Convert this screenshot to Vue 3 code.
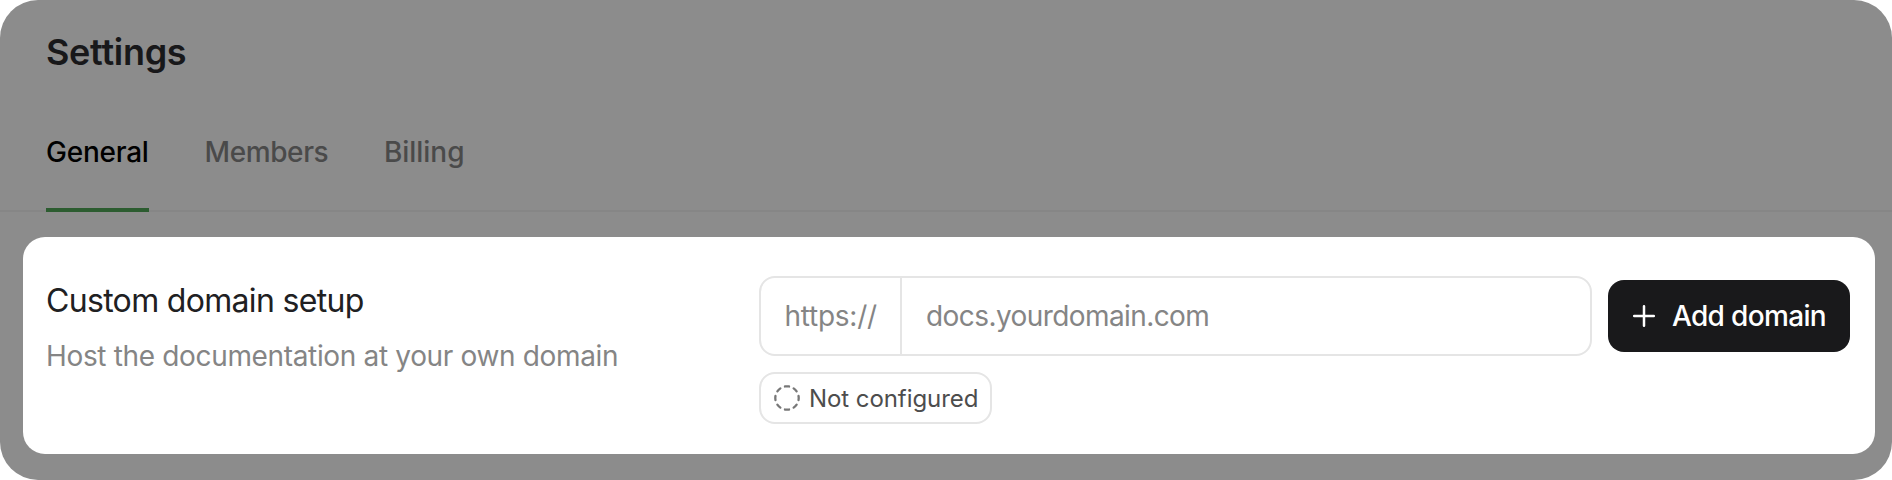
<script setup>
const tabs = [
  { id: 'general', label: 'General', active: true },
  { id: 'members', label: 'Members', active: false },
  { id: 'billing', label: 'Billing', active: false },
]
</script>

<template>
  <main class="page">
    <h1 class="title">Settings</h1>
    <nav class="tabs">
      <a v-for="tab in tabs" :key="tab.id" class="tab" :class="[tab.id, { active: tab.active }]">{{ tab.label }}</a>
    </nav>
    <section class="card">
      <div class="info">
        <h2 class="heading">Custom domain setup</h2>
        <p class="description">Host the documentation at your own domain</p>
      </div>
      <div class="setup">
        <div class="row">
          <div class="field">
            <span class="prefix"><span class="prefix-text">https://</span></span>
            <span class="placeholder">docs.yourdomain.com</span>
          </div>
          <button class="add" type="button">
            <svg class="plus" viewBox="0 0 24 24" width="24" height="24">
              <path d="M12 2.2v19.6M2.2 12h19.6" />
            </svg>
            <span class="add-text">Add domain</span>
          </button>
        </div>
        <div class="badge">
          <svg class="dashed" viewBox="0 0 28 28" width="28" height="28">
            <circle cx="14" cy="14" r="11.7" pathLength="80" />
          </svg>
          <span class="badge-text">Not configured</span>
        </div>
      </div>
    </section>
  </main>
</template>

<style>
body {
  margin: 0;
  background: #fff;
}
</style>

<style scoped>
.page {
  box-sizing: border-box;
  width: 1892px;
  height: 480px;
  overflow: hidden;
  border-radius: 38px;
  background: #8c8c8c;
  font-family: Inter, "Liberation Sans", sans-serif;
  white-space: nowrap;
}
.title {
  margin: 0;
  padding: 30px 0 0 46px;
  height: 44px;
  line-height: 44px;
  font-size: 36px;
  font-weight: 600;
  letter-spacing: -0.3px;
  color: #18181a;
}
.tabs {
  display: flex;
  box-sizing: border-box;
  height: 108px;
  margin-top: 30px;
  padding-left: 46px;
  border-bottom: 2px solid #868686;
}
.tab {
  box-sizing: border-box;
  height: 108px;
  padding-top: 31px;
  line-height: 34px;
  font-size: 28px;
  font-weight: 500;
  letter-spacing: -0.4px;
  color: #4a4a4a;
}
.tab.general {
  width: 103px;
  margin-right: 55.5px;
  letter-spacing: -0.25px;
}
.tab.members {
  width: 123px;
  margin-right: 56.5px;
}
.tab.billing {
  letter-spacing: -0.05px;
}
.tab.active {
  color: #000;
  border-bottom: 4px solid #2c5c30;
}
.card {
  display: flex;
  box-sizing: border-box;
  width: 1852px;
  height: 216.5px;
  margin: 25px 0 0 23px;
  padding: 39px 25px 0 23px;
  border-radius: 22px;
  background: #fff;
}
.info {
  width: 713px;
}
.heading {
  margin: 5px 0 0;
  line-height: 40px;
  font-size: 32px;
  font-weight: 400;
  letter-spacing: -0.68px;
  color: #202022;
}
.description {
  margin: 17px 0 0;
  line-height: 36px;
  font-size: 28px;
  letter-spacing: -0.34px;
  color: #858585;
}
.setup {
  width: 1091px;
}
.row {
  display: flex;
  align-items: center;
  gap: 16px;
}
.field {
  display: flex;
  box-sizing: border-box;
  width: 833px;
  height: 80px;
  border: 2px solid #e5e5e5;
  border-radius: 16px;
  line-height: 76px;
  font-size: 28px;
  color: #858585;
}
.prefix {
  box-sizing: border-box;
  width: 141px;
  padding-left: 23.5px;
  border-right: 2px solid #e5e5e5;
  letter-spacing: -0.25px;
}
.placeholder {
  padding-left: 24px;
  letter-spacing: -0.58px;
}
.add {
  display: flex;
  align-items: center;
  box-sizing: border-box;
  width: 242px;
  height: 72px;
  padding: 0 0 0 24px;
  border: 0;
  border-radius: 16px;
  background: #19191b;
  color: #fff;
  font-family: inherit;
  font-size: 28px;
  font-weight: 500;
}
.plus {
  margin-right: 16px;
  fill: none;
  stroke: #fff;
  stroke-width: 2.5;
  stroke-linecap: round;
}
.add-text {
  letter-spacing: -0.66px;
}
.badge {
  display: flex;
  align-items: center;
  box-sizing: border-box;
  width: 233px;
  height: 52px;
  margin-top: 16px;
  padding-left: 12px;
  border: 2px solid #e5e5e5;
  border-radius: 16px;
  font-size: 24px;
  color: #4d4d4d;
}
.dashed {
  margin-right: 8px;
  fill: none;
  stroke: #777;
  stroke-width: 2.3;
  stroke-linecap: round;
  stroke-dasharray: 4.6 5.4;
  stroke-dashoffset: 2.3;
}
.badge-text {
  letter-spacing: -0.07px;
}
</style>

_ _ _ _

• _WRITTEN EXERCISE_: What is needed is an exact reproduction of the data, pictures excluded.

• _WORKED SOLUTION_:
Convert this screenshot to Vue 3 code.
<script setup>
const tabs = [
  { id: 'general', label: 'General', active: true },
  { id: 'members', label: 'Members', active: false },
  { id: 'billing', label: 'Billing', active: false },
]
</script>

<template>
  <main class="page">
    <h1 class="title">Settings</h1>
    <nav class="tabs">
      <a v-for="tab in tabs" :key="tab.id" class="tab" :class="[tab.id, { active: tab.active }]">{{ tab.label }}</a>
    </nav>
    <section class="card">
      <div class="info">
        <h2 class="heading">Custom domain setup</h2>
        <p class="description">Host the documentation at your own domain</p>
      </div>
      <div class="setup">
        <div class="row">
          <div class="field">
            <span class="prefix"><span class="prefix-text">https://</span></span>
            <span class="placeholder">docs.yourdomain.com</span>
          </div>
          <button class="add" type="button">
            <svg class="plus" viewBox="0 0 24 24" width="24" height="24">
              <path d="M12 2.2v19.6M2.2 12h19.6" />
            </svg>
            <span class="add-text">Add domain</span>
          </button>
        </div>
        <div class="badge">
          <svg class="dashed" viewBox="0 0 28 28" width="28" height="28">
            <circle cx="14" cy="14" r="11.7" pathLength="80" />
          </svg>
          <span class="badge-text">Not configured</span>
        </div>
      </div>
    </section>
  </main>
</template>

<style>
body {
  margin: 0;
  background: #fff;
}
</style>

<style scoped>
.page {
  box-sizing: border-box;
  width: 1892px;
  height: 480px;
  overflow: hidden;
  border-radius: 38px;
  background: #8c8c8c;
  font-family: Inter, "Liberation Sans", sans-serif;
  white-space: nowrap;
}
.title {
  margin: 0;
  padding: 30px 0 0 46px;
  height: 44px;
  line-height: 44px;
  font-size: 36px;
  font-weight: 600;
  letter-spacing: -0.3px;
  color: #18181a;
}
.tabs {
  display: flex;
  box-sizing: border-box;
  height: 108px;
  margin-top: 30px;
  padding-left: 46px;
  border-bottom: 2px solid #868686;
}
.tab {
  box-sizing: border-box;
  height: 108px;
  padding-top: 31px;
  line-height: 34px;
  font-size: 28px;
  font-weight: 500;
  letter-spacing: -0.4px;
  color: #4a4a4a;
}
.tab.general {
  width: 103px;
  margin-right: 55.5px;
  letter-spacing: -0.25px;
}
.tab.members {
  width: 123px;
  margin-right: 56.5px;
}
.tab.billing {
  letter-spacing: -0.05px;
}
.tab.active {
  color: #000;
  border-bottom: 4px solid #2c5c30;
}
.card {
  display: flex;
  box-sizing: border-box;
  width: 1852px;
  height: 216.5px;
  margin: 25px 0 0 23px;
  padding: 39px 25px 0 23px;
  border-radius: 22px;
  background: #fff;
}
.info {
  width: 713px;
}
.heading {
  margin: 5px 0 0;
  line-height: 40px;
  font-size: 32px;
  font-weight: 400;
  letter-spacing: -0.68px;
  color: #202022;
}
.description {
  margin: 17px 0 0;
  line-height: 36px;
  font-size: 28px;
  letter-spacing: -0.34px;
  color: #858585;
}
.setup {
  width: 1091px;
}
.row {
  display: flex;
  align-items: center;
  gap: 16px;
}
.field {
  display: flex;
  box-sizing: border-box;
  width: 833px;
  height: 80px;
  border: 2px solid #e5e5e5;
  border-radius: 16px;
  line-height: 76px;
  font-size: 28px;
  color: #858585;
}
.prefix {
  box-sizing: border-box;
  width: 141px;
  padding-left: 23.5px;
  border-right: 2px solid #e5e5e5;
  letter-spacing: -0.25px;
}
.placeholder {
  padding-left: 24px;
  letter-spacing: -0.58px;
}
.add {
  display: flex;
  align-items: center;
  box-sizing: border-box;
  width: 242px;
  height: 72px;
  padding: 0 0 0 24px;
  border: 0;
  border-radius: 16px;
  background: #19191b;
  color: #fff;
  font-family: inherit;
  font-size: 28px;
  font-weight: 500;
}
.plus {
  margin-right: 16px;
  fill: none;
  stroke: #fff;
  stroke-width: 2.5;
  stroke-linecap: round;
}
.add-text {
  letter-spacing: -0.66px;
}
.badge {
  display: flex;
  align-items: center;
  box-sizing: border-box;
  width: 233px;
  height: 52px;
  margin-top: 16px;
  padding-left: 12px;
  border: 2px solid #e5e5e5;
  border-radius: 16px;
  font-size: 24px;
  color: #4d4d4d;
}
.dashed {
  margin-right: 8px;
  fill: none;
  stroke: #777;
  stroke-width: 2.3;
  stroke-linecap: round;
  stroke-dasharray: 4.6 5.4;
  stroke-dashoffset: 2.3;
}
.badge-text {
  letter-spacing: -0.07px;
}
</style>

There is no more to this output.